At this stage in the project, the models have been constructed and appear to have a high degree of quality from a data-analysis perspective. However, before proceeding to final deployment of the models, it is important to evaluate them thoroughly and review the steps executed to construct them to be certain they properly achieve the detection objectives. A key objective is to determine if there is some important issue that has not been sufficiently considered, such as a high number of false positives, which can impact the total cost of deployment. At the end of this phase, a decision on the use of the data mining results should be reached. The entire process is iterative, and this evaluation phase should ensure and validate the results before final deployment.

Six: Deployment

The deployment of the models is often the neglected stage in most data mining projects.

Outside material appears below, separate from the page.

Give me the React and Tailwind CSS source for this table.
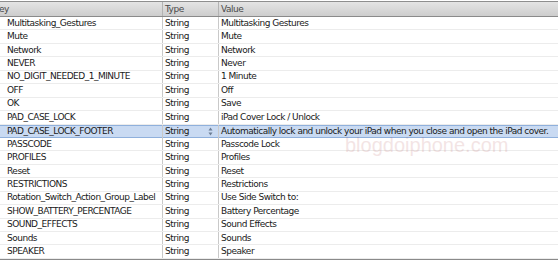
import React from "react";

const rows = [
  ["Multitasking_Gestures", "Multitasking Gestures"],
  ["Mute", "Mute"],
  ["Network", "Network"],
  ["NEVER", "Never"],
  ["NO_DIGIT_NEEDED_1_MINUTE", "1 Minute"],
  ["OFF", "Off"],
  ["OK", "Save"],
  ["PAD_CASE_LOCK", "iPad Cover Lock / Unlock"],
  ["PAD_CASE_LOCK_FOOTER", "Automatically lock and unlock your iPad when you close and open the iPad cover."],
  ["PASSCODE", "Passcode Lock"],
  ["PROFILES", "Profiles"],
  ["Reset", "Reset"],
  ["RESTRICTIONS", "Restrictions"],
  ["Rotation_Switch_Action_Group_Label", "Use Side Switch to:"],
  ["SHOW_BATTERY_PERCENTAGE", "Battery Percentage"],
  ["SOUND_EFFECTS", "Sound Effects"],
  ["Sounds", "Sounds"],
  ["SPEAKER", "Speaker"],
];

const SELECTED = 8;

function Stepper() {
  return (
    <svg width="5" height="9" viewBox="0 0 5 9" className="shrink-0">
      <path d="M2.5 0.5 L4.5 3.5 L0.5 3.5 Z" fill="#6b7c93" />
      <path d="M2.5 8.5 L4.5 5.5 L0.5 5.5 Z" fill="#6b7c93" />
    </svg>
  );
}

function Row({ keyName, value, selected }) {
  return (
    <div
      className={
        "grid grid-cols-[163px_56px_1fr] h-[13.45px] items-stretch " +
        (selected
          ? "bg-[#c9daf2] shadow-[inset_0_1px_0_#8fb0dc,inset_0_-1px_0_#8fb0dc]"
          : "border-b border-[#ececec]")
      }
    >
      <div className="border-r border-[#c9c9c9] pl-[7px] flex items-center overflow-hidden whitespace-nowrap">
        {keyName}
      </div>
      <div className="border-r border-[#c9c9c9] pl-[2px] pr-[5px] flex items-center justify-between overflow-hidden whitespace-nowrap">
        <span>String</span>
        {selected && <Stepper />}
      </div>
      <div className="pl-[2px] flex items-center overflow-hidden whitespace-nowrap">
        {value}
      </div>
    </div>
  );
}

export default function App() {
  return (
    <div
      className="relative w-[558px] h-[260px] bg-white overflow-hidden text-[9px] tracking-[-0.5px] text-[#1a1a1a] leading-none"
      style={{ fontFamily: '"DejaVu Sans", "Liberation Sans", sans-serif' }}
    >
      {/* column header bar */}
      <div className="h-[16px] border-t border-t-[#8e8e8e] mt-px border-b border-b-[#8a8a8a] bg-gradient-to-b from-[#e4e4e4] to-[#cdcdcd] grid grid-cols-[163px_56px_1fr] text-[#4a4a4a]">
        <div className="border-r border-[#b3b3b3] flex items-center overflow-hidden whitespace-nowrap">
          <span className="-ml-[6px]">Key</span>
        </div>
        <div className="border-r border-[#b3b3b3] pl-[2px] flex items-center">Type</div>
        <div className="pl-[2px] flex items-center">Value</div>
      </div>

      {/* property rows */}
      <div className="border-b border-[#8a8a8a]">
        {rows.map(([k, v], i) => (
          <Row key={k} keyName={k} value={v} selected={i === SELECTED} />
        ))}
      </div>

      {/* site watermark */}
      <div
        className="absolute left-[345px] top-[135px] text-[20px] tracking-normal text-[#b04848] opacity-[0.14] pointer-events-none"
        style={{ fontFamily: '"Liberation Sans", sans-serif' }}
      >
        blogdoiphone.com
      </div>
    </div>
  );
}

For crime detection, this phase requires continuous learning, automated monitoring and evaluation, and instantaneous refreshing of new models to capture the ever-changing characteristics of criminal avoidance. Creation of the model is generally not the end of the project. Even if the purpose of the model is to increase knowledge of the data, the knowledge gained will need to be organized and presented in a way that it can be used in a production environment. Code or rules may need to be exported into a production system, such as a call site, intranet, network, servers, or Web site. Depending on the requirements, the deployment phase can be as simple as generating a report or as complex as implementing a repeatable data mining process with streams of code generated on a regular basis.